I talked to the girls today about their results as I was creating the charts. I was gentle when I told Susie's friend about the issues in her diet. I explained that she needed to look at product nutritional labels when she and her mom went to the grocery store. And I beat my favorite dead horse. Lunchables? Are the worst thing in the world that kids can eat. Except maybe rat poison.

The girls did a great job writing up their findings. And I'm about to head to the office to print all these beautiful charts (in color), as well as some pages from the food pyramid site. They'll put the whole thing together and (hopefully) win a prize next week.

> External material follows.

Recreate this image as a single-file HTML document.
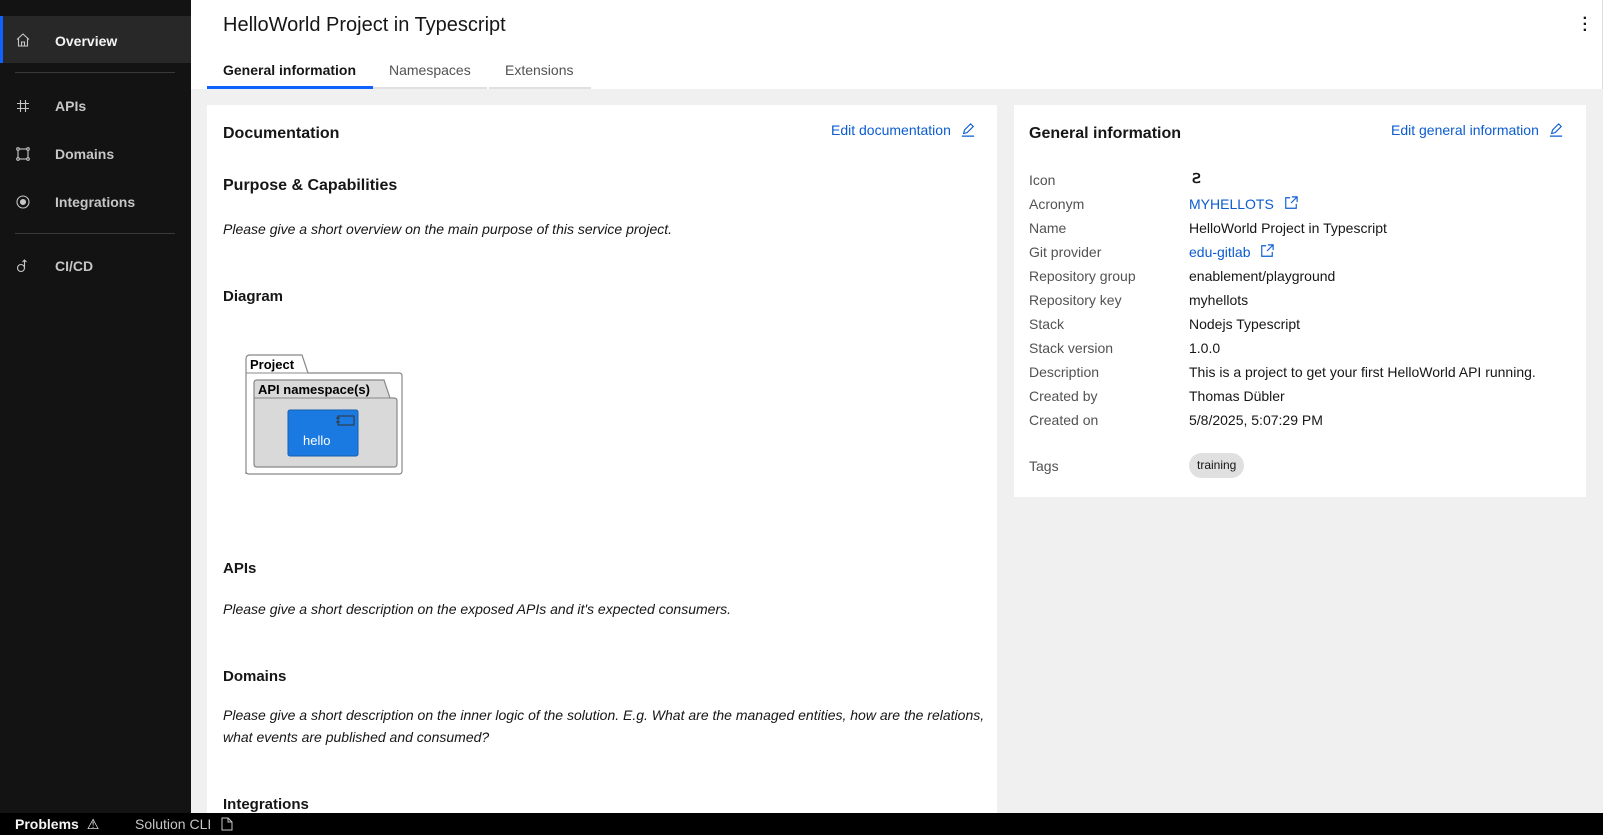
<!DOCTYPE html>
<html><head><meta charset="utf-8"><style>
*{margin:0;padding:0;box-sizing:border-box}
body{width:1603px;height:835px;overflow:hidden;background:#f0f0f0;font-family:"Liberation Sans",sans-serif;color:#161616;position:relative}
.a{position:absolute;white-space:nowrap}
#side{left:0;top:0;width:191px;height:813px;background:#131313}
.nav{left:0;width:191px;height:47px;color:#c6c6c6;font-size:14px;font-weight:bold}
.nav span{position:absolute;left:55px;top:15px}
.nav svg{position:absolute;left:15px;top:15px}
.sep{left:15px;width:160px;height:1px;background:#393939}
#hdr{left:191px;top:0;width:1412px;height:89px;background:#fff;border-right:1px solid #ddd}
.tab{top:62px;height:27px;font-size:14px;color:#525252;border-bottom:2px solid #e0e0e0;padding-left:16px}
.card{background:#fff}
h3{font-size:16px;font-weight:bold;position:absolute;white-space:nowrap}
.it{font-style:italic;font-size:14px;color:#161616}
.lbl{left:1029px;font-size:14px;color:#525252}
.val{left:1189px;font-size:14px;color:#161616}
.lnk{color:#0b5ccf}
</style></head><body>
<div class="a" id="side">
 <div class="a nav" style="top:16px;background:#282828;border-left:3px solid #0f62fe;color:#f4f4f4"><svg width="16" height="16" viewBox="0 0 16 16" fill="none" stroke="#c6c6c6" stroke-width="1.1" style="left:12px;top:16px"><path d="M2 7.5 8 2l6 5.5M3.5 6.5V14h9V6.5M6.5 14V10h3v4"/></svg><span style="left:52px;top:17px">Overview</span></div>
 <div class="a sep" style="top:72px"></div>
 <div class="a nav" style="top:83px"><svg width="16" height="16" viewBox="0 0 16 16" stroke="#c6c6c6" stroke-width="1.1"><path d="M5.5 2v12M10.5 2v12M2 5.5h12M2 10.5h12"/></svg><span>APIs</span></div>
 <div class="a nav" style="top:131px"><svg width="16" height="16" viewBox="0 0 16 16" fill="none" stroke="#c6c6c6" stroke-width="1.1"><rect x="3" y="3" width="10" height="10"/><circle cx="3" cy="3" r="1.3" fill="#131313"/><circle cx="13" cy="3" r="1.3" fill="#131313"/><circle cx="3" cy="13" r="1.3" fill="#131313"/><circle cx="13" cy="13" r="1.3" fill="#131313"/></svg><span>Domains</span></div>
 <div class="a nav" style="top:179px"><svg width="16" height="16" viewBox="0 0 16 16" fill="none" stroke="#c6c6c6" stroke-width="1.1"><circle cx="8" cy="8" r="6"/><circle cx="8" cy="8" r="2.5" fill="#c6c6c6"/></svg><span>Integrations</span></div>
 <div class="a sep" style="top:233px"></div>
 <div class="a nav" style="top:243px"><svg width="16" height="16" viewBox="0 0 16 16" fill="none" stroke="#c6c6c6" stroke-width="1.1"><circle cx="6" cy="10" r="3.5"/><path d="M9.5 10V2M7.5 4l2-2 2 2"/></svg><span>CI/CD</span></div>
</div>
<div class="a" id="hdr">
 <div class="a" style="left:32px;top:14px;font-size:20px;color:#161616">HelloWorld Project in Typescript</div>
 <div class="a" style="right:14px;top:16px;font-size:16px;font-weight:bold;line-height:6px;color:#161616">·<br>·<br>·</div>
 <div class="a tab" style="left:16px;width:166px;color:#161616;font-weight:bold;border-bottom:3px solid #0f62fe;padding-left:16px">General information</div>
 <div class="a tab" style="left:182px;width:114px">Namespaces</div>
 <div class="a tab" style="left:298px;width:102px">Extensions</div>
</div>
<div class="a card" style="left:207px;top:105px;width:790px;height:720px">
 <h3 style="left:16px;top:20px">Documentation</h3>
 <div class="a lnk" style="left:624px;top:17px;font-size:14px">Edit documentation <svg width="14" height="14" viewBox="0 0 16 16" fill="none" stroke="#0b5ccf" stroke-width="1.3" style="margin-left:6px;vertical-align:-2px"><path d="M1 15h14M3 12l1-4 7-7 3 3-7 7z"/></svg></div>
 <h3 style="left:16px;top:72px">Purpose &amp; Capabilities</h3>
 <div class="a it" style="left:16px;top:116px">Please give a short overview on the main purpose of this service project.</div>
 <h3 style="left:16px;top:183px;font-size:15px">Diagram</h3>
 <svg class="a" style="left:38px;top:247px" width="160" height="125" viewBox="0 0 160 125">
  <path d="M1 122V7q0-4 4-4h52l6 18h91q3 0 3 3v95q0 3-3 3H4q-3 0-3-3z" fill="#fff" stroke="#888" stroke-width="1.2"/>
  <path d="M1 21h62" stroke="#888"/>
  <text x="5" y="17" font-family="Liberation Sans" font-weight="bold" font-size="13">Project</text>
  <path d="M9 112V31q0-3 3-3h127l6 18h4q3 0 3 3v63q0 3-3 3H12q-3 0-3-3z" fill="#d9d9d9" stroke="#888" stroke-width="1.2"/>
  <path d="M9 46h136" stroke="#888"/>
  <text x="13" y="42" font-family="Liberation Sans" font-weight="bold" font-size="13">API namespace(s)</text>
  <rect x="43" y="58" width="70" height="46" rx="2" fill="#1a7ae2" stroke="#1560b0"/>
  <rect x="93" y="64" width="16" height="9" fill="none" stroke="#333"/>
  <path d="M91 66h4M91 70h4" stroke="#333"/>
  <text x="58" y="93" font-family="Liberation Sans" font-size="13" fill="#fff">hello</text>
 </svg>
 <h3 style="left:16px;top:455px;font-size:15px">APIs</h3>
 <div class="a it" style="left:16px;top:496px">Please give a short description on the exposed APIs and it's expected consumers.</div>
 <h3 style="left:16px;top:563px;font-size:15px">Domains</h3>
 <div class="a it" style="left:16px;top:602px">Please give a short description on the inner logic of the solution. E.g. What are the managed entities, how are the relations,</div>
 <div class="a it" style="left:16px;top:624px">what events are published and consumed?</div>
 <h3 style="left:16px;top:691px;font-size:15px">Integrations</h3>
</div>
<div class="a card" style="left:1014px;top:105px;width:572px;height:392px">
 <h3 style="left:15px;top:20px">General information</h3>
 <div class="a lnk" style="left:377px;top:17px;font-size:14px">Edit general information <svg width="14" height="14" viewBox="0 0 16 16" fill="none" stroke="#0b5ccf" stroke-width="1.3" style="margin-left:6px;vertical-align:-2px"><path d="M1 15h14M3 12l1-4 7-7 3 3-7 7z"/></svg></div>
</div>
<div class="a lbl" style="top:172px">Icon</div><div class="a val" style="top:170px;font-size:14px;font-weight:bold;left:1192px">Ꙅ</div>
<div class="a lbl" style="top:196px">Acronym</div><div class="a val lnk" style="top:196px">MYHELLOTS <svg width="14" height="14" viewBox="0 0 16 16" fill="none" stroke="#0b5ccf" stroke-width="1.3" style="margin-left:6px;vertical-align:-1px"><path d="M7 2H2v12h12V9M9 1h6v6M15 1 8 8"/></svg></div>
<div class="a lbl" style="top:220px">Name</div><div class="a val" style="top:220px">HelloWorld Project in Typescript</div>
<div class="a lbl" style="top:244px">Git provider</div><div class="a val lnk" style="top:244px">edu-gitlab <svg width="14" height="14" viewBox="0 0 16 16" fill="none" stroke="#0b5ccf" stroke-width="1.3" style="margin-left:6px;vertical-align:-1px"><path d="M7 2H2v12h12V9M9 1h6v6M15 1 8 8"/></svg></div>
<div class="a lbl" style="top:268px">Repository group</div><div class="a val" style="top:268px">enablement/playground</div>
<div class="a lbl" style="top:292px">Repository key</div><div class="a val" style="top:292px">myhellots</div>
<div class="a lbl" style="top:316px">Stack</div><div class="a val" style="top:316px">Nodejs Typescript</div>
<div class="a lbl" style="top:340px">Stack version</div><div class="a val" style="top:340px">1.0.0</div>
<div class="a lbl" style="top:364px">Description</div><div class="a val" style="top:364px">This is a project to get your first HelloWorld API running.</div>
<div class="a lbl" style="top:388px">Created by</div><div class="a val" style="top:388px">Thomas Dübler</div>
<div class="a lbl" style="top:412px">Created on</div><div class="a val" style="top:412px">5/8/2025, 5:07:29 PM</div>
<div class="a lbl" style="top:458px">Tags</div>
<div class="a" style="left:1189px;top:453px;height:25px;padding:0 8px;border-radius:13px;background:#e0e0e0;font-size:12px;line-height:25px;color:#161616">training</div>
<div class="a" style="left:0;top:813px;width:1603px;height:22px;background:#000;color:#f4f4f4;font-size:14px">
 <span class="a" style="left:15px;top:3px;font-weight:bold">Problems <span style="font-weight:normal;margin-left:4px">⚠</span></span>
 <span class="a" style="left:135px;top:3px;color:#c6c6c6">Solution CLI <svg width="12" height="14" viewBox="0 0 12 14" fill="none" stroke="#c6c6c6" style="margin-left:6px;vertical-align:-2px"><path d="M1 1h6l4 4v8H1zM7 1v4h4"/></svg></span>
</div>
</body></html>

I hope they learned something. And make changes accordingly. As they wrote in their report, "It's hard not to eat too much salt and sugar."

2 comments:

Brad said...

I couldn't agree more. I think I've always done a decent job of monitoring fat and cholesterol content in the foods we eat, but recently I've started adding sodium to the list. Most canned foods (even vegetables) contain 25% of the a person's RDA of sodium in a single serving. Just another reason to buy fresh or frozen minimally processed foods as much as possible.